Konuklar tam vaktinde adrestelerdi. Galoşlarını giyerek salonda yerlerini aldılar. Kısa bir tanışma faslından sonra telefonlar kapandı. Tamamen sessizleştik ve gözlerimizi kapattık. Ardından ilk bölümde 13 dakika, ikinci bölümde de 12 dakika süren Şaman davulu ile meditasyon sürecini anlattım. Kalplerimize odaklanıp mistik bir başlangıç yaparak enerjilerimizi birledik. Ardından her eserin hikâyesi/enerjisinin anlatımı yapıldı. Açığa çıkan sorular ve özel paylaşımlarla devam ettik. Oldukça katkı dolu ve keyifli bir süreçti hepimiz için.
Hiç tanımadığınız insanları evinize konuk alırken endişe hissetmediniz mi?
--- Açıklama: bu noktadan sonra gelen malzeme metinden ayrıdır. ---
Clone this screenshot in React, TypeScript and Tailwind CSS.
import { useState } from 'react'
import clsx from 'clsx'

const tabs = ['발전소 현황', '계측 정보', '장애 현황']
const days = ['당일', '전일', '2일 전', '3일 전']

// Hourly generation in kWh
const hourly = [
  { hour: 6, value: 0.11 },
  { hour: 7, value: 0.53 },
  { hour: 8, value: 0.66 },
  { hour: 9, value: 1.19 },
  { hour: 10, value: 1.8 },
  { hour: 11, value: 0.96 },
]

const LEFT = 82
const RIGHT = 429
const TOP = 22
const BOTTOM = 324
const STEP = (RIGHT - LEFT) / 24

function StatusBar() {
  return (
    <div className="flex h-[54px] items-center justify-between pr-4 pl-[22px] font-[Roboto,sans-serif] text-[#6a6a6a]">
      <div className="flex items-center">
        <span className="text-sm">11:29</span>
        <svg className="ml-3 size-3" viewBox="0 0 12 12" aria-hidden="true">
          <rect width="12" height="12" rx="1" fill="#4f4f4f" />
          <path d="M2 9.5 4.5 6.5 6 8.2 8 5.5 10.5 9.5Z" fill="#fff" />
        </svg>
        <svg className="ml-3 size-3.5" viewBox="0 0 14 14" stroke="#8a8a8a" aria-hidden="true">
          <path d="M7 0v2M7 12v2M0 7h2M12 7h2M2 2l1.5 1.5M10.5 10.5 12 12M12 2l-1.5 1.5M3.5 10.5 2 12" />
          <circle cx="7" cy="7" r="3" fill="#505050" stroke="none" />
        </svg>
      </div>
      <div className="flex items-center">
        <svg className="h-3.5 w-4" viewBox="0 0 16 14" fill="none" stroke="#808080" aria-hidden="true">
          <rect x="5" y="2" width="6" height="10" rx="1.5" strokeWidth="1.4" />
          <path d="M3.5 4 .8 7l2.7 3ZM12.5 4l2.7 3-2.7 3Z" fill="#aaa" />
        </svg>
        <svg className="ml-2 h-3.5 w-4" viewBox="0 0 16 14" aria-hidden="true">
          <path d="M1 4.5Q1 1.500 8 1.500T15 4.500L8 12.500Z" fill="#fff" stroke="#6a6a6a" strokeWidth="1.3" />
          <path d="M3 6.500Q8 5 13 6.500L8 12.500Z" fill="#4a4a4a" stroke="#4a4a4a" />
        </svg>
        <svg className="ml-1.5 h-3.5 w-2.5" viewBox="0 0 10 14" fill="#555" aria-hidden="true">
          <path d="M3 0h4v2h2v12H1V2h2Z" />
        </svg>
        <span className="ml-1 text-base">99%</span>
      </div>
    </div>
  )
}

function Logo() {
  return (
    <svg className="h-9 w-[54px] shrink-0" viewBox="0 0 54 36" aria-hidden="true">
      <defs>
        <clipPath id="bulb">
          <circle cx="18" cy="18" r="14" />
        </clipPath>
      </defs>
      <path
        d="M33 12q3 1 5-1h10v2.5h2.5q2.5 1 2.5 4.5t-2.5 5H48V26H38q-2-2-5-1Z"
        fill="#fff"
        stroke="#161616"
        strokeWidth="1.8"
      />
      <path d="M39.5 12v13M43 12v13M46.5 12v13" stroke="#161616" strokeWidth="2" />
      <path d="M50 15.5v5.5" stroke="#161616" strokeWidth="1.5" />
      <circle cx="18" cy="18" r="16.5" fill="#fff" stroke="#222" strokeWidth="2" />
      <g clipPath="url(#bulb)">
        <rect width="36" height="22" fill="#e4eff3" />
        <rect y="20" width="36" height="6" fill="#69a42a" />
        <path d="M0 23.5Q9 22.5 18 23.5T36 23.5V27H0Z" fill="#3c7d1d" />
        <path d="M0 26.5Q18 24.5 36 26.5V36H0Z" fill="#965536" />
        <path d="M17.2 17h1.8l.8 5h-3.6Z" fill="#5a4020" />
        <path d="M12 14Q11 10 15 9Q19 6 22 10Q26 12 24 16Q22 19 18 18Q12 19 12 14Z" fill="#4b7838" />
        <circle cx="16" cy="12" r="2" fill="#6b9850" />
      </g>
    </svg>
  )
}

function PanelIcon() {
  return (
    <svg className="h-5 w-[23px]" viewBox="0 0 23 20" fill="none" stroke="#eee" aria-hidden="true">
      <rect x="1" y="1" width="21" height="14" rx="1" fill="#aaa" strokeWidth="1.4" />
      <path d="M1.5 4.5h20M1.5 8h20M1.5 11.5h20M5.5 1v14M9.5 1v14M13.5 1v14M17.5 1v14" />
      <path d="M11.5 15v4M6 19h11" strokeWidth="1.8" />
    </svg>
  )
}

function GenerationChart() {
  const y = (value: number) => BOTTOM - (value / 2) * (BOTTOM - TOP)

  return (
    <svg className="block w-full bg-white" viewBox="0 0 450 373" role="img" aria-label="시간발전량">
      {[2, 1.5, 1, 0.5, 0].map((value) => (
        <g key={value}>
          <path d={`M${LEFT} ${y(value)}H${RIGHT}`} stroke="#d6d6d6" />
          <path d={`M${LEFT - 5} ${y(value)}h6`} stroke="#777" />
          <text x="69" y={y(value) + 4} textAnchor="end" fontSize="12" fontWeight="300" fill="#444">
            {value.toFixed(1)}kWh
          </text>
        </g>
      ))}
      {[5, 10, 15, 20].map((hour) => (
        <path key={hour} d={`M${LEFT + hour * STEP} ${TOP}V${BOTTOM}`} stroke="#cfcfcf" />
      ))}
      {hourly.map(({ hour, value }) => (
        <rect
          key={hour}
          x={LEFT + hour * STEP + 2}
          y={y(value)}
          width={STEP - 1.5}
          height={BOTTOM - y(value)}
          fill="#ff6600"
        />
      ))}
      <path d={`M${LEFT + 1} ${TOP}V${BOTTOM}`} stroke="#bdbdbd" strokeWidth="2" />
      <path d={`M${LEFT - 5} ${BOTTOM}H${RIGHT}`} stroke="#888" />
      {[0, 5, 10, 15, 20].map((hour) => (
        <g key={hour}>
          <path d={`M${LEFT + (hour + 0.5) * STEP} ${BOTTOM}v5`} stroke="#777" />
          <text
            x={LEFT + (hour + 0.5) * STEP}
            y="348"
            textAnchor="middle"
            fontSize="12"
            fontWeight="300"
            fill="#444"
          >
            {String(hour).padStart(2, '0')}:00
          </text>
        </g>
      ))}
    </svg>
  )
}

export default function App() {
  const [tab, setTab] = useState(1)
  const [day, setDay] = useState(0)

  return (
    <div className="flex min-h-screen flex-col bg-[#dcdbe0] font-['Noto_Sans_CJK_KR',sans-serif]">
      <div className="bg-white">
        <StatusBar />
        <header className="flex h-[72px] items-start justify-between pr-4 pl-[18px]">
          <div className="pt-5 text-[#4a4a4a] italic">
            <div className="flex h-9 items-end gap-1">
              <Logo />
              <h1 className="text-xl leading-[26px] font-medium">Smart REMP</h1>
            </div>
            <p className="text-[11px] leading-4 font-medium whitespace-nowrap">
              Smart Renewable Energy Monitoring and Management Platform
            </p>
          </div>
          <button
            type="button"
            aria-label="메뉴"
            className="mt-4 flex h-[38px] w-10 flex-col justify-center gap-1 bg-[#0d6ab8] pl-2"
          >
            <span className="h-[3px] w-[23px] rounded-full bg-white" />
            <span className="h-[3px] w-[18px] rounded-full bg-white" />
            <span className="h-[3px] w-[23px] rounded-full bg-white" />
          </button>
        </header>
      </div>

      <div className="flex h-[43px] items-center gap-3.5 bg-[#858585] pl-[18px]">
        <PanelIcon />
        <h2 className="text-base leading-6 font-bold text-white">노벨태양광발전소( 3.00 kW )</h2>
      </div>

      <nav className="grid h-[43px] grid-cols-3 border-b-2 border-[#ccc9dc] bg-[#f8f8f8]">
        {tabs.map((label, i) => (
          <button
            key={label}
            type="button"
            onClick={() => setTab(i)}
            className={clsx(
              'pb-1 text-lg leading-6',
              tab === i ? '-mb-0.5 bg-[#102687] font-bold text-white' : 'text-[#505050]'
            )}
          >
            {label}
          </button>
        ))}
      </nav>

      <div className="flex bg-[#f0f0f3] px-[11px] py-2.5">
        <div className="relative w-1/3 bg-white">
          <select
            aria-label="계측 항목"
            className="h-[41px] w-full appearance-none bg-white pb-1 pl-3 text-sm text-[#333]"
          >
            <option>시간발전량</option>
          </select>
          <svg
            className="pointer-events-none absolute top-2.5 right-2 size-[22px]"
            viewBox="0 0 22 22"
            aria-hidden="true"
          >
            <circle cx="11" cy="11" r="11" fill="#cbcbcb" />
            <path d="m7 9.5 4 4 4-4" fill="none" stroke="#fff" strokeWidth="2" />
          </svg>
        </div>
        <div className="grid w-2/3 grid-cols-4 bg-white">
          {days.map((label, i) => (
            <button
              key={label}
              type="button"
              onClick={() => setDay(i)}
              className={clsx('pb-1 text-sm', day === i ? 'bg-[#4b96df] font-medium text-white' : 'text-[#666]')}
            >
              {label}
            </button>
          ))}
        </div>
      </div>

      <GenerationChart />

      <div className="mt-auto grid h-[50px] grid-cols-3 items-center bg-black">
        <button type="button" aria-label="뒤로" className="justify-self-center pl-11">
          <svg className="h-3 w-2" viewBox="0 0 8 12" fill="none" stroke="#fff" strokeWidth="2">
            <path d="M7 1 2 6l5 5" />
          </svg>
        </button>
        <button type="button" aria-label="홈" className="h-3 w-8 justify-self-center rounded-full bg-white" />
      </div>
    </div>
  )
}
Ayrılık/tanışmazlık bir illüzyondur. Her şey kendimizi her halimizle kabul edip sevebilmemizle alakalı. Bu sergi için hazırdım. Dolayısıyla tereddütsüz olarak, tüm katılımcıları yaş sınırı olmadan davet ettim.
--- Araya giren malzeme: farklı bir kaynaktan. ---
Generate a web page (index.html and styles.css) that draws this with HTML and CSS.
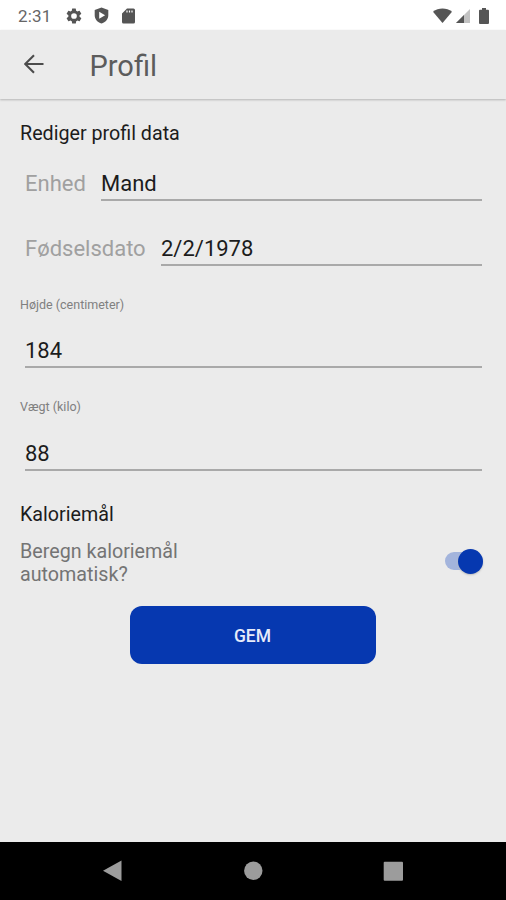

Peki kimler geldi? Nasıl bir paylaşım ortamı oldu?
Bir çok farklı gruptan katılımcılar vardı. Her seans tam dolu geçmese de süreç boyunca katılım güzeldi. Aktarmak/paylaşmak istediklerim yerlerine ulaştı.
Sanırım bu rahatlıkta Kadıköy'de olmanızın da etkisi vardır.
2016’ dan beri Kadıköy’deyim, son 5 senedir güzel ve sakin Acıbadem’de yaşıyorum. Bu sanatsal yoğunluk/zenginlik/hareketlilik Kadıköy’e yerleşme nedenlerimden en güçlüsü oldu. Sadece sanat değil birçok alandaki birlikte aktif akış hali, insanların meraklı/saygılı/rahat/gelişime açık ve sevecen halleri, her kültürden esnaf ya da komşunun oluşu, hayvan ve doğa sevgisi gibi unsurları yakalamak, tarih boyunca yaşamış bir çok sanatçının izlerini solumak… Her yönüyle, sanatımın her anında yer alıyor Kadıköy. Katkısı tartışılmaz. Tüm zenginliğiyle Kadıköylü olmaktan oldukça mutluyum.